Precision Drug for Fabry Disease Gains Approval in Argentina

According to a story from, the drug company Amicus Therapeutics recently announced that Argentina’s Agency of Medicines, Food, and Medical Devices (ANMAT) has granted approval for the drug migalastat (marketed as Galafold) as a treatment for Fabry disease patients that are sixteen years or older who have a suitable mutation. This approval will make the drug the only orally available precision therapy for Fabry disease in the country.

About Fabry Disease

Fabry disease is a rare genetic disorder that primarily affects the heart, skin, and kidneys. As a lysosomal storage disease, it is characterized by a deficiency in the enzyme responsible for processing sphingolipids, which accumulate in the body as a result. The disorder is caused by mutations of the GLA gene. Symptoms include pain (which can affect the extremities, the entire body, or the digestive tract), kidney dysfunction, abnormalities of the heart valve and heart rhythms, fatigue, inability to sweat, and angiokeratomas (small red dots that appear on the skin). Treatments include enzyme replacement therapy, treatments to address organ specific problems, and Galafold. Galafold is effective in roughly 50 percent of patients, and only works for patients with certain types of mutations. Enzyme replacement therapy can help partially halt or reverse disease progression. To learn more about Fabry disease, click here.

Making History

Amicus has made plans to work through a local partner in the country, called Pint Pharma, in order to fulfill the remaining launch requirements for the drug in the next few months. This is the first Latin American country that has approved Galafold. Argentina is known to have at least 400 patients with Fabry disease in the country.
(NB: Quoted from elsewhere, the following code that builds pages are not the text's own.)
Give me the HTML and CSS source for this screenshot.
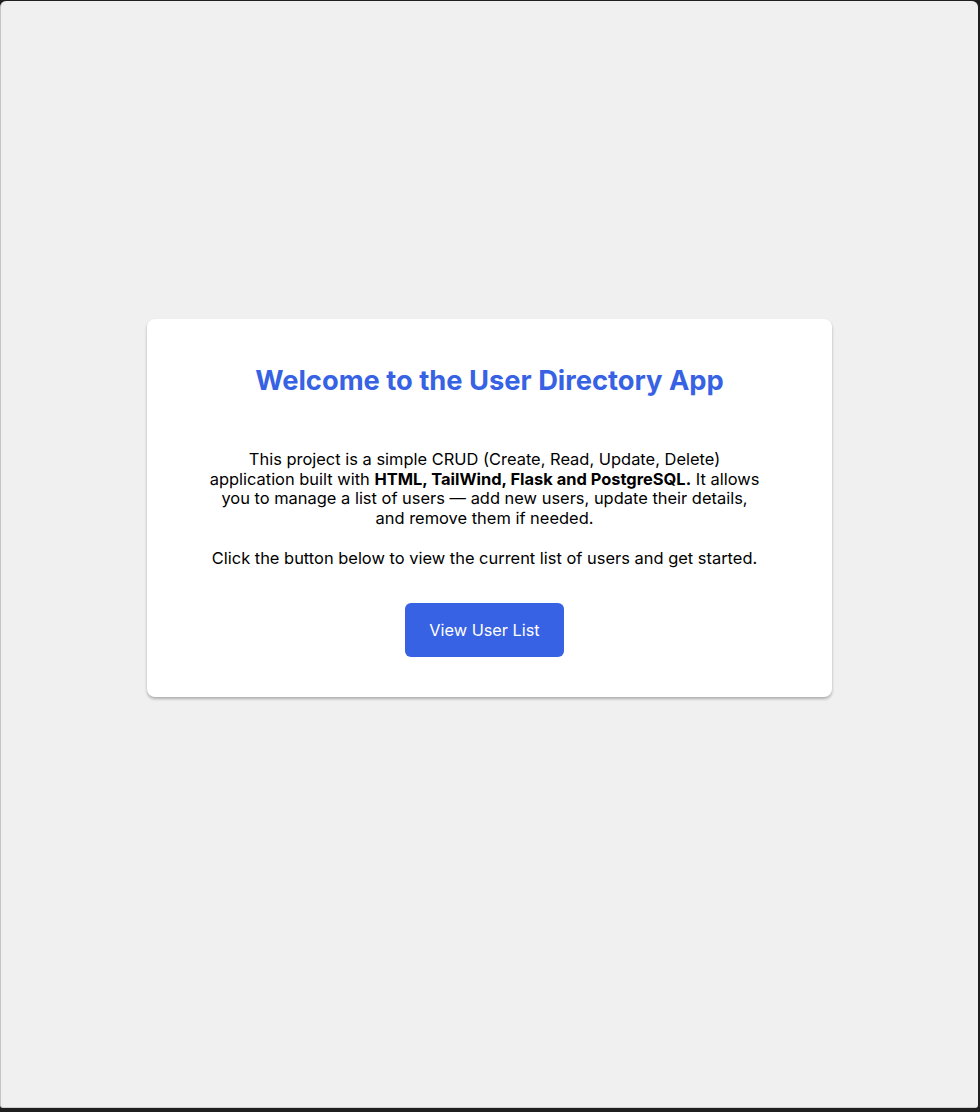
FILE: index.html
```html
<!DOCTYPE html>
<html lang="en">
<head>
<meta charset="utf-8">
<title>User Directory App</title>
<link rel="stylesheet" href="styles.css">
</head>
<body>
<div class="window">
  <main class="card">
    <h1 class="title">Welcome to the User Directory App</h1>
    <div class="body">
      <div class="content">
        <p>This project is a simple CRUD (Create, Read, Update, Delete) application built with <strong>HTML, TailWind, Flask and PostgreSQL.</strong> It allows you to manage a list of users — add new users, update their details, and remove them if needed.</p>
        <p>Click the button below to view the current list of users and get started.</p>
      </div>
      <a class="btn" href="#">View User List</a>
    </div>
  </main>
</div>
</body>
</html>
```
FILE: styles.css
```css
html, body {
  margin: 0;
  padding: 0;
  height: 100%;
}
body {
  background: #1f1f1f;
  font-family: Inter, "Noto Sans", sans-serif;
}
.window {
  box-sizing: border-box;
  margin: 1px 2px 4px 0;
  height: 1107px;
  background: #f0f0f0;
  border-radius: 6px 6px 3px 3px;
  border-left: 1px solid #c4c4c4;
  border-bottom: 1px solid #d0d0d0;
  padding-top: 318px;
  display: flex;
  flex-direction: column;
  align-items: center;
}
.card {
  box-sizing: border-box;
  width: 685px;
  background: #fff;
  border-radius: 8px;
  box-shadow: 0 2px 3px rgba(0,0,0,0.28);
  padding: 44px 40px 40px;
  display: flex;
  flex-direction: column;
  align-items: center;
  text-align: center;
}
.title {
  margin: 0 0 51px;
  font-size: 27.3px;
  line-height: 36px;
  font-weight: 700;
  color: #3762e4;
}
.body {
  align-self: stretch;
  padding-right: 10px;
  display: flex;
  flex-direction: column;
  align-items: center;
}
.content {
  width: 552px;
  color: #000;
  font-size: 16.45px;
  line-height: 19.7px;
}
.content p {
  margin: 0 0 20px;
}
.content p:last-child {
  margin-bottom: 0;
}
.content strong {
  font-weight: 700;
}
.btn {
  margin-top: 34px;
  display: inline-block;
  padding: 15px 24px;
  font-size: 16.3px;
  line-height: 24px;
  color: #fff;
  background: #3762e4;
  border-radius: 6px;
  text-decoration: none;
}
```
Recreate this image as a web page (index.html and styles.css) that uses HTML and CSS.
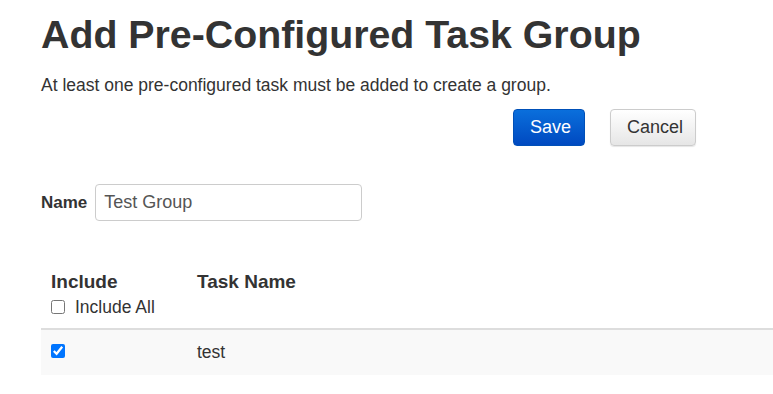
FILE: index.html
```html
<!DOCTYPE html>
<html lang="en">
<head>
<meta charset="UTF-8">
<meta name="viewport" content="width=device-width, initial-scale=1.0">
<title>Add Pre-Configured Task Group</title>
<link rel="stylesheet" href="styles.css">
</head>
<body>

<div class="container">

  <h1>Add Pre-Configured Task Group</h1>
  <p class="intro">At least one pre-configured task must be added to create a group.</p>

  <div class="actions">
    <button type="button" class="btn btn-primary">Save</button>
    <button type="button" class="btn btn-default">Cancel</button>
  </div>

  <form class="name-form">
    <label for="groupName">Name</label>
    <input type="text" id="groupName" name="groupName" value="Test Group">
  </form>

  <table class="task-table">
    <thead>
      <tr>
        <th class="col-include">
          Include
          <label class="include-all"><input type="checkbox"> Include All</label>
        </th>
        <th>Task Name</th>
      </tr>
    </thead>
    <tbody>
      <tr>
        <td><input type="checkbox" checked></td>
        <td>test</td>
      </tr>
    </tbody>
  </table>

</div>

</body>
</html>
```

FILE: styles.css
```css
body {
  font-family: "Liberation Sans", Arial, sans-serif;
  color: #333;
  background-color: #fff;
  margin: 0;
  padding: 0;
}

.container {
  padding: 0 0 0 41px;
  overflow: hidden;
}

h1 {
  font-size: 39.3px;
  font-weight: bold;
  margin: 12px 0 0;
  line-height: 44px;
}

.intro {
  font-size: 17.5px;
  margin: 18px 0 0;
  line-height: 22px;
}

.actions {
  display: flex;
  gap: 25px;
  margin: 13px 0 0 472px;
}

.btn {
  font-family: "Liberation Sans", Arial, sans-serif;
  font-size: 18px;
  height: 37px;
  padding: 0 16px;
  border-radius: 4px;
  cursor: pointer;
}

.btn-primary {
  width: 72px;
  color: #fff;
  background: linear-gradient(#0a6fdc, #0049c0);
  border: 1px solid #0050b8;
}

.btn-default {
  width: 86px;
  color: #333;
  background: linear-gradient(#fff, #e6e6e6);
  border: 1px solid #ccc;
  box-shadow: 0 1px 1px rgba(0, 0, 0, 0.1);
}

.name-form {
  display: flex;
  align-items: center;
  gap: 8px;
  margin-top: 38px;
}

.name-form label {
  font-weight: bold;
  font-size: 17px;
}

.name-form input {
  width: 267px;
  height: 37px;
  box-sizing: border-box;
  border: 1px solid #ccc;
  border-radius: 4px;
  padding: 0 8px;
  font-family: "Liberation Sans", Arial, sans-serif;
  font-size: 18px;
  color: #555;
}

.task-table {
  width: 800px;
  border-collapse: collapse;
  margin-top: 47px;
}

.task-table th {
  text-align: left;
  vertical-align: top;
  font-size: 19px;
  font-weight: bold;
  padding: 2px 10px 9px;
  border-bottom: 2px solid #ddd;
  line-height: 24px;
}

.col-include {
  width: 126px;
}

.include-all {
  display: flex;
  align-items: center;
  gap: 10px;
  font-size: 17.5px;
  font-weight: normal;
  margin-top: 1px;
}

.include-all input,
.task-table td input {
  width: 14px;
  height: 14px;
  margin: 0;
}

.task-table td {
  background-color: #f9f9f9;
  font-size: 17.5px;
  padding: 0 10px;
  height: 45px;
  vertical-align: middle;
}
```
The drug is capable of acting on over 350 distinct mutations affecting the GLA gene per the Argentinean label for Galafold. The medication works by stabilizing the dysfunction of the affected enzyme which allows it to enter the lysosome, a cellular organelle that plays a critical role in the processing of sphingolipids.

Argentinean Fabry disease patients will now have access to one of the most effective treatments for their disease that is currently available anywhere in the world.